A few days ago, I watched Monique’s interview where she talked about a variety of topics including her dramatic weight loss, the cancellation of her late night talk show on BET, love and relationships etc. Her comment above is in response to the interviewers questions about her “open” marriage. The open relationship was her idea because she was constantly on the road, but it backfired when “she realized the king she had at home” and decided to preserve her marriage.

 The part that intrigued me the most is when she spoke about learning to love a man the way your mother didn’t teach you. It resonated with me because what I know about love didn’t necessarily come from my mother. She gave me advice on how to deal with men and carry myself around them, but there wasn’t anything in particular that I learned from her about how to love a man. Do parents have a responsibility to teach us how to love a man or woman?

I think parents do more modeling (observational) than teaching (intentional) when it pertains to love (or lack thereof). In many ways, what is modeled before us is inherently teaching us about love (both positive and negative). Sometimes there is a clear line of distinction. For instance, I do not look to my parents’ marriage as a healthy model for love (what they modeled). However, my expectations about how I am supposed to be treated by a man come from the standards that have been set by my father (what he taught me).

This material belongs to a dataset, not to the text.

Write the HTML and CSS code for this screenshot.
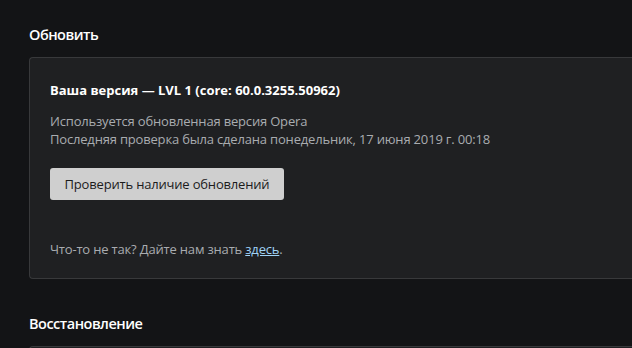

 I think it’s definitely possible to learn about the nature of love from your parents, but learning how to love a man or woman is unique to the individual. It requires navigating through relationships and realizing what works or doesn’t work. It means not viewing love through the lens of the broken relationships that abound in families. It means not looking to society’s distorted view of love as the standard. It requires some soul searching to discover the ways you experience love, and in turn, show love to others. All those factors combined with putting in the work and energy that Monique was referring to influences how you love a man or woman.